> **Written task**
Copy out the whole listing exactly as written, leaving the pictures behind.

> **Raw data**
※
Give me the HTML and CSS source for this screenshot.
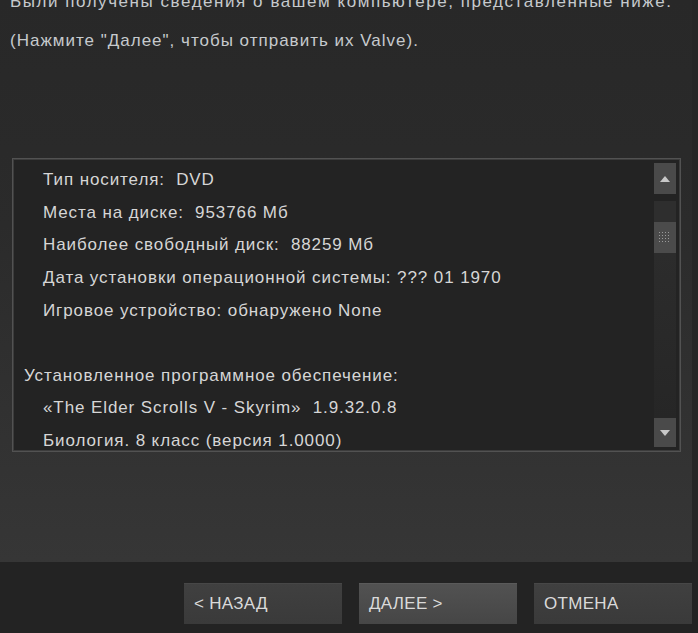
FILE: index.html
```html
<!DOCTYPE html>
<html lang="ru">
<head>
<meta charset="utf-8">
<title>Сведения о системе</title>
<link rel="stylesheet" href="styles.css">
</head>
<body>
<div class="window">
  <div class="panel">
    <p class="intro first">Были получены сведения о вашем компьютере, представленные ниже.</p>
    <p class="intro">(Нажмите "Далее", чтобы отправить их Valve).</p>
    <div class="listbox">
      <div class="lines">
        <div class="item">Тип носителя:&nbsp; DVD</div>
        <div class="item">Места на диске:&nbsp; 953766 Мб</div>
        <div class="item">Наиболее свободный диск:&nbsp; 88259 Мб</div>
        <div class="item">Дата установки операционной системы: ??? 01 1970</div>
        <div class="item">Игровое устройство: обнаружено None</div>
        <div class="item blank">&nbsp;</div>
        <div class="header">Установленное программное обеспечение:</div>
        <div class="item">«The Elder Scrolls V - Skyrim»&nbsp; 1.9.32.0.8</div>
        <div class="item">Биология. 8 класс (версия 1.0000)</div>
      </div>
      <div class="scrollbar">
        <div class="sb-btn">
          <svg width="10" height="6" viewBox="0 0 10 6"><polygon points="5,0 10,6 0,6" fill="#c8c8c8"/></svg>
        </div>
        <div class="track">
          <div class="track-top"></div>
          <div class="thumb">
            <svg width="12" height="12" viewBox="0 0 12 12">
              <g fill="#9a9a9a">
                <rect x="0" y="0" width="1" height="1"/><rect x="3" y="0" width="1" height="1"/><rect x="6" y="0" width="1" height="1"/><rect x="9" y="0" width="1" height="1"/>
                <rect x="0" y="3" width="1" height="1"/><rect x="3" y="3" width="1" height="1"/><rect x="6" y="3" width="1" height="1"/><rect x="9" y="3" width="1" height="1"/>
                <rect x="0" y="6" width="1" height="1"/><rect x="3" y="6" width="1" height="1"/><rect x="6" y="6" width="1" height="1"/><rect x="9" y="6" width="1" height="1"/>
                <rect x="0" y="9" width="1" height="1"/><rect x="3" y="9" width="1" height="1"/><rect x="6" y="9" width="1" height="1"/><rect x="9" y="9" width="1" height="1"/>
              </g>
            </svg>
          </div>
          <div class="track-rest"></div>
        </div>
        <div class="sb-btn">
          <svg width="10" height="6" viewBox="0 0 10 6"><polygon points="0,0 10,0 5,6" fill="#c8c8c8"/></svg>
        </div>
      </div>
    </div>
  </div>
  <div class="footer">
    <button class="btn">&lt; НАЗАД</button>
    <button class="btn btn-default">ДАЛЕЕ &gt;</button>
    <button class="btn">ОТМЕНА</button>
  </div>
</div>
</body>
</html>
```
FILE: styles.css
```css
html, body {
  margin: 0;
  padding: 0;
}
body {
  width: 698px;
  height: 633px;
  overflow: hidden;
  background: #262626;
  font-family: "Liberation Sans", Arial, sans-serif;
}
.window {
  display: flex;
  flex-direction: column;
  height: 633px;
}
.panel {
  width: 692px;
  height: 562px;
  box-sizing: border-box;
  padding: 0 0 0 10px;
  background: linear-gradient(#282828 0%, #2b2b2b 40%, #363636 100%);
  overflow: hidden;
}
.intro {
  margin: 0;
  font-size: 17px;
  line-height: 18px;
  letter-spacing: 1px;
  color: #c6cacd;
  white-space: nowrap;
}
.intro.first {
  margin-top: -7px;
  margin-bottom: 21px;
  letter-spacing: 1.55px;
}
.listbox {
  margin-top: 108px;
  margin-left: 2px;
  width: 669px;
  height: 294px;
  box-sizing: border-box;
  border: 1px solid #525252;
  box-shadow: inset 0 0 0 1px #3c3c3c;
  background: #232323;
  display: flex;
  overflow: hidden;
}
.lines {
  flex: 1;
  padding: 5px 0 0 11px;
  font-size: 17px;
  line-height: 32.625px;
  letter-spacing: 0.9px;
  color: #d6d6d6;
  white-space: nowrap;
  overflow: hidden;
}
.item {
  padding-left: 19px;
}
.header {
  padding-left: 0;
}
.scrollbar {
  width: 22px;
  margin: 4px 4px 4px 0;
  display: flex;
  flex-direction: column;
}
.sb-btn {
  height: 31px;
  background: #4a4a4a;
  display: flex;
  align-items: center;
  justify-content: center;
  flex: none;
}
.sb-btn:last-child {
  height: 29px;
}
.track {
  flex: 1;
  display: flex;
  flex-direction: column;
  margin: 7px 0 0;
}
.track-top {
  height: 21px;
  background: #2e2e2e;
}
.thumb {
  height: 31px;
  background: #4b4b4b;
  display: flex;
  align-items: center;
  justify-content: center;
}
.track-rest {
  flex: 1;
  background: linear-gradient(#2c2c2c, #262626);
}
.footer {
  flex: 1;
  background: #232323;
  display: flex;
  justify-content: flex-end;
  align-items: flex-start;
  gap: 17px;
  padding: 21px 6px 0 0;
}
.btn {
  width: 158px;
  height: 41px;
  border: 0;
  margin: 0;
  padding: 0 0 0 10px;
  text-align: left;
  font-family: "Liberation Sans", Arial, sans-serif;
  font-size: 17px;
  letter-spacing: 0.3px;
  color: #dadada;
  background: linear-gradient(#404040, #3a3a3a);
  box-shadow: inset 0 1px 0 #474747;
}
.btn-default {
  background: linear-gradient(#525252, #464646);
  box-shadow: inset 0 1px 0 #5a5a5a;
}
```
※
> **The answer**
Give me the HTML and CSS source for this screenshot.
FILE: index.html
```html
<!DOCTYPE html>
<html lang="ru">
<head>
<meta charset="utf-8">
<title>Сведения о системе</title>
<link rel="stylesheet" href="styles.css">
</head>
<body>
<div class="window">
  <div class="panel">
    <p class="intro first">Были получены сведения о вашем компьютере, представленные ниже.</p>
    <p class="intro">(Нажмите "Далее", чтобы отправить их Valve).</p>
    <div class="listbox">
      <div class="lines">
        <div class="item">Тип носителя:&nbsp; DVD</div>
        <div class="item">Места на диске:&nbsp; 953766 Мб</div>
        <div class="item">Наиболее свободный диск:&nbsp; 88259 Мб</div>
        <div class="item">Дата установки операционной системы: ??? 01 1970</div>
        <div class="item">Игровое устройство: обнаружено None</div>
        <div class="item blank">&nbsp;</div>
        <div class="header">Установленное программное обеспечение:</div>
        <div class="item">«The Elder Scrolls V - Skyrim»&nbsp; 1.9.32.0.8</div>
        <div class="item">Биология. 8 класс (версия 1.0000)</div>
      </div>
      <div class="scrollbar">
        <div class="sb-btn">
          <svg width="10" height="6" viewBox="0 0 10 6"><polygon points="5,0 10,6 0,6" fill="#c8c8c8"/></svg>
        </div>
        <div class="track">
          <div class="track-top"></div>
          <div class="thumb">
            <svg width="12" height="12" viewBox="0 0 12 12">
              <g fill="#9a9a9a">
                <rect x="0" y="0" width="1" height="1"/><rect x="3" y="0" width="1" height="1"/><rect x="6" y="0" width="1" height="1"/><rect x="9" y="0" width="1" height="1"/>
                <rect x="0" y="3" width="1" height="1"/><rect x="3" y="3" width="1" height="1"/><rect x="6" y="3" width="1" height="1"/><rect x="9" y="3" width="1" height="1"/>
                <rect x="0" y="6" width="1" height="1"/><rect x="3" y="6" width="1" height="1"/><rect x="6" y="6" width="1" height="1"/><rect x="9" y="6" width="1" height="1"/>
                <rect x="0" y="9" width="1" height="1"/><rect x="3" y="9" width="1" height="1"/><rect x="6" y="9" width="1" height="1"/><rect x="9" y="9" width="1" height="1"/>
              </g>
            </svg>
          </div>
          <div class="track-rest"></div>
        </div>
        <div class="sb-btn">
          <svg width="10" height="6" viewBox="0 0 10 6"><polygon points="0,0 10,0 5,6" fill="#c8c8c8"/></svg>
        </div>
      </div>
    </div>
  </div>
  <div class="footer">
    <button class="btn">&lt; НАЗАД</button>
    <button class="btn btn-default">ДАЛЕЕ &gt;</button>
    <button class="btn">ОТМЕНА</button>
  </div>
</div>
</body>
</html>
```
FILE: styles.css
```css
html, body {
  margin: 0;
  padding: 0;
}
body {
  width: 698px;
  height: 633px;
  overflow: hidden;
  background: #262626;
  font-family: "Liberation Sans", Arial, sans-serif;
}
.window {
  display: flex;
  flex-direction: column;
  height: 633px;
}
.panel {
  width: 692px;
  height: 562px;
  box-sizing: border-box;
  padding: 0 0 0 10px;
  background: linear-gradient(#282828 0%, #2b2b2b 40%, #363636 100%);
  overflow: hidden;
}
.intro {
  margin: 0;
  font-size: 17px;
  line-height: 18px;
  letter-spacing: 1px;
  color: #c6cacd;
  white-space: nowrap;
}
.intro.first {
  margin-top: -7px;
  margin-bottom: 21px;
  letter-spacing: 1.55px;
}
.listbox {
  margin-top: 108px;
  margin-left: 2px;
  width: 669px;
  height: 294px;
  box-sizing: border-box;
  border: 1px solid #525252;
  box-shadow: inset 0 0 0 1px #3c3c3c;
  background: #232323;
  display: flex;
  overflow: hidden;
}
.lines {
  flex: 1;
  padding: 5px 0 0 11px;
  font-size: 17px;
  line-height: 32.625px;
  letter-spacing: 0.9px;
  color: #d6d6d6;
  white-space: nowrap;
  overflow: hidden;
}
.item {
  padding-left: 19px;
}
.header {
  padding-left: 0;
}
.scrollbar {
  width: 22px;
  margin: 4px 4px 4px 0;
  display: flex;
  flex-direction: column;
}
.sb-btn {
  height: 31px;
  background: #4a4a4a;
  display: flex;
  align-items: center;
  justify-content: center;
  flex: none;
}
.sb-btn:last-child {
  height: 29px;
}
.track {
  flex: 1;
  display: flex;
  flex-direction: column;
  margin: 7px 0 0;
}
.track-top {
  height: 21px;
  background: #2e2e2e;
}
.thumb {
  height: 31px;
  background: #4b4b4b;
  display: flex;
  align-items: center;
  justify-content: center;
}
.track-rest {
  flex: 1;
  background: linear-gradient(#2c2c2c, #262626);
}
.footer {
  flex: 1;
  background: #232323;
  display: flex;
  justify-content: flex-end;
  align-items: flex-start;
  gap: 17px;
  padding: 21px 6px 0 0;
}
.btn {
  width: 158px;
  height: 41px;
  border: 0;
  margin: 0;
  padding: 0 0 0 10px;
  text-align: left;
  font-family: "Liberation Sans", Arial, sans-serif;
  font-size: 17px;
  letter-spacing: 0.3px;
  color: #dadada;
  background: linear-gradient(#404040, #3a3a3a);
  box-shadow: inset 0 1px 0 #474747;
}
.btn-default {
  background: linear-gradient(#525252, #464646);
  box-shadow: inset 0 1px 0 #5a5a5a;
}
```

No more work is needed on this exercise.